Lame jokes aside, goats are delicious, and also good for the environment. They naturally think some of our worst plant enemies, like poison ivy & thistles, are delicious treats. They can even be used as a carbon-neutral landscaping option! (No seriously, you can rent goats to trim your lawn and get rid of unwanted greenery). As a final bonus, goat manure is odorless, can be directly applied to soil without composting, does not contain seeds, and is richer in nitrogen than that of cows or horses.
Ok, so goats are good at eating bad vegetation. How do they compare to cows and other meat producers? A similarly sized serving of goat meat has a third fewer calories than beef, a quarter fewer calories than chicken and much less fat, and up to two-thirds less than a similar sized portion of pork or lamb (source). They are browsers, not grazers, and a field can handle nearly ten times more goats than cows.
If the “gamey” taste and smell of what you think goat meat is turns you off, you may have had a bad experience. Some cultures prize older, tougher bucks, which are known to have that ‘barnyard’ smell about them. Give a local supplier a chance to show you what a younger cut is like, and you may completely change your mind.
So these little guys are totally adorable, extremely useful, and then completely delicious while also quite healthy for you. What are you waiting for?? Check out a local farmers market, or halal butcher, and find some goat near you.
I found Blue Slope Farm at the farmer’s market in CT. The proprietor, Matt, was there and he was very kind and helpful. He runs a working farm with cows, goats, and a maple syrup distillery. Their products are all local, they hand-raise their herd of over 200 cows each year to produce tender grass-fed veal and are branching out into goat meat. If you’re in New England check them out, they are top notch.
- 2 cuts goat shoulder chops
- 5-10 garlic cloves
- 4 tbsp spice mix of choice
- 2 tbsp olive oil
- 1/3 cup red wine
Step 1: Drizzle the olive oil in the pan, and sprinkle spices onto chops. Place in the pan and sprinkle spices on the other side too.
Step 2: Pour in the red wine, and cover. Cook low and slow for 10-15 minutes, until browned.

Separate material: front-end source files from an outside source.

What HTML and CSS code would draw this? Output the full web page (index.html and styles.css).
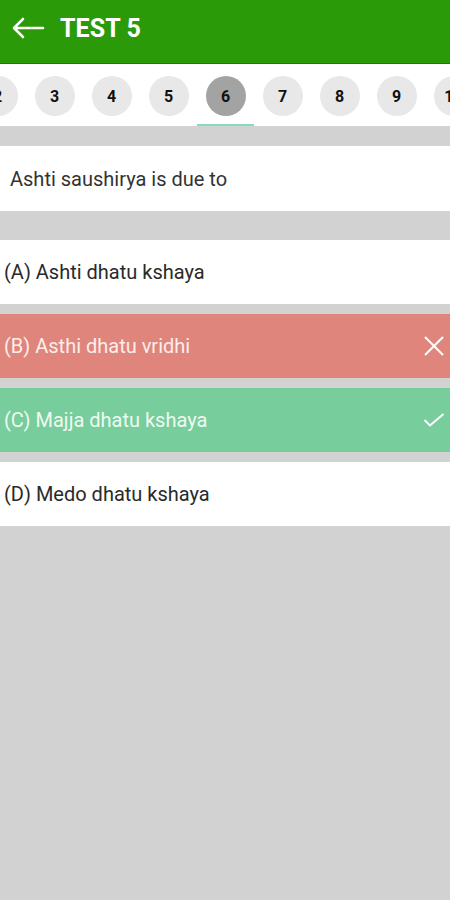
FILE: index.html
```html
<!DOCTYPE html>
<html>
<head>
<meta charset="utf-8">
<link rel="stylesheet" href="styles.css">
</head>
<body>
<div class="app">
  <header class="topbar">
    <svg class="back" width="34" height="22" viewBox="0 0 34 22">
      <path d="M32 11H3M12 2L3 11L12 20" fill="none" stroke="#fff" stroke-width="2.6" stroke-linecap="round" stroke-linejoin="round"/>
    </svg>
    <h1 class="title">TEST 5</h1>
  </header>
  <nav class="tabs">
    <div class="tab"><span class="num">2</span></div>
    <div class="tab"><span class="num">3</span></div>
    <div class="tab"><span class="num">4</span></div>
    <div class="tab"><span class="num">5</span></div>
    <div class="tab active"><span class="num">6</span></div>
    <div class="tab"><span class="num">7</span></div>
    <div class="tab"><span class="num">8</span></div>
    <div class="tab"><span class="num">9</span></div>
    <div class="tab"><span class="num">10</span></div>
  </nav>
  <main class="content">
    <div class="question">Ashti saushirya is due to</div>
    <div class="options">
      <div class="option">(A) Ashti dhatu kshaya</div>
      <div class="option wrong"><span>(B) Asthi dhatu vridhi</span>
        <svg width="22" height="22" viewBox="0 0 22 22"><path d="M2 2L20 20M20 2L2 20" stroke="#fff" stroke-width="2" fill="none"/></svg>
      </div>
      <div class="option right"><span>(C) Majja dhatu kshaya</span>
        <svg width="22" height="14" viewBox="0 0 22 14"><path d="M1.5 7L7 12.5L20.5 1" stroke="#fff" stroke-width="2" fill="none"/></svg>
      </div>
      <div class="option">(D) Medo dhatu kshaya</div>
    </div>
  </main>
</div>
</body>
</html>
```
FILE: styles.css
```css
* { box-sizing: border-box; }
html, body { margin: 0; padding: 0; }
body {
  width: 450px;
  height: 900px;
  overflow: hidden;
  background: #d3d2d3;
  font-family: Roboto, "Liberation Sans", sans-serif;
}
.app { display: flex; flex-direction: column; }
.topbar {
  height: 64px;
  background: #2a9a08;
  display: flex;
  align-items: center;
  padding-left: 11px;
  padding-bottom: 7px;
  border-bottom: 1px solid #1f7a05;
}
.back { display: block; margin-right: 15px; }
.title {
  margin: 0;
  color: #fff;
  font-size: 25px;
  font-weight: 700;
  letter-spacing: 0.1px;
}
.tabs {
  height: 62px;
  padding-top: 4px;
  background: #fff;
  display: flex;
  overflow: hidden;
  margin-left: -31px;
  width: 520px;
}
.tab {
  flex: 0 0 57px;
  display: flex;
  align-items: center;
  justify-content: center;
  border-bottom: 2px solid transparent;
}
.tab.active { border-bottom-color: #86d9c3; }
.num {
  width: 40px;
  height: 40px;
  border-radius: 50%;
  background: #e8e8e8;
  display: flex;
  align-items: center;
  justify-content: center;
  font-size: 16px;
  font-weight: 700;
  color: #111;
}
.tab.active .num { background: #a3a3a3; }
.content { padding-top: 20px; }
.question {
  height: 65px;
  background: #fff;
  display: flex;
  align-items: center;
  padding-left: 10px;
  font-size: 20px;
  color: #333;
}
.options {
  margin-top: 29px;
  display: flex;
  flex-direction: column;
  gap: 10px;
}
.option {
  height: 64px;
  background: #fff;
  display: flex;
  align-items: center;
  justify-content: space-between;
  padding: 0 4px 0 4px;
  font-size: 20px;
  color: #2a2a2a;
}
.option svg { display: block; margin-right: 1px; }
.option.wrong { background: #e0857b; color: #fbeeec; }
.option.right { background: #77cd9b; color: #eefaf2; }
```
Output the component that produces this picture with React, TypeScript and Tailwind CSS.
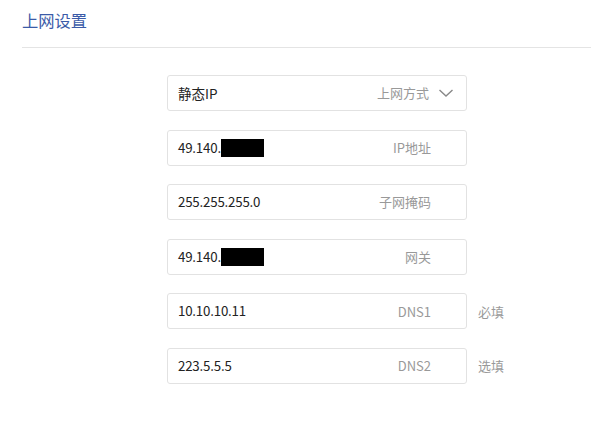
import React from 'react';

const font = '"Noto Sans CJK SC", "Liberation Sans", sans-serif';

type Row = { value: string; masked?: boolean; label: string; hint?: string };

const rows: Row[] = [
  { value: '49.140.', masked: true, label: 'IP地址' },
  { value: '255.255.255.0', label: '子网掩码' },
  { value: '49.140.', masked: true, label: '网关' },
  { value: '10.10.10.11', label: 'DNS1', hint: '必填' },
  { value: '223.5.5.5', label: 'DNS2', hint: '选填' },
];

export default function App() {
  return (
    <div className="w-[591px] h-[432px] bg-white overflow-hidden" style={{ fontFamily: font }}>
      <div className="pl-[22px]">
        <div className="h-[48px] pt-[8px] text-[16.3px] leading-[24px] text-[#3b5ba8] border-b border-[#e4e4e4]">
          上网设置
        </div>
      </div>

      <div className="pt-[27px] pl-[167px] flex flex-col gap-[18.6px]">
        <div className="w-[300px] h-[36px] border border-[#e2e2e2] rounded-[3px] flex items-center pl-[10px] pr-[12px]">
          <span className="text-[13.5px] text-[#222]">静态IP</span>
          <span className="ml-auto text-[13px] text-[#999]">上网方式</span>
          <svg width="16" height="10" viewBox="0 0 16 10" className="ml-[9px]">
            <path d="M1.5 2l6.5 6 6.5-6" fill="none" stroke="#888" strokeWidth="1.4" />
          </svg>
        </div>

        {rows.map((r) => (
          <div key={r.label} className="flex items-center">
            <div className="w-[300px] h-[36px] border border-[#e2e2e2] rounded-[3px] flex items-center pl-[10px] pr-[35px]">
              <span className="text-[13.3px] tracking-[-0.2px] text-[#222]">{r.value}</span>
              {r.masked && <span className="w-[43px] h-[18px] bg-black" />}
              <span className="ml-auto text-[13px] text-[#999]">{r.label}</span>
            </div>
            {r.hint && <span className="ml-[11px] text-[13px] text-[#999]">{r.hint}</span>}
          </div>
        ))}
      </div>
    </div>
  );
}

Step 3: Using a sharp knife, cut holes in the meat. Press garlic cloves into the holes. Flip chops, cut holes into the other side, and fill with garlic. Cover and cook another 10-15 minutes on low.
Step 4: Remove cover, turn heat to medium-high. Let wine evaporate, and sear the meat. Once lightly charred, flip and sear the other side. Be careful not to burn badly.
Serve your delicious, sustainable, healthy chops with some fresh seasonal veggies and enjoy!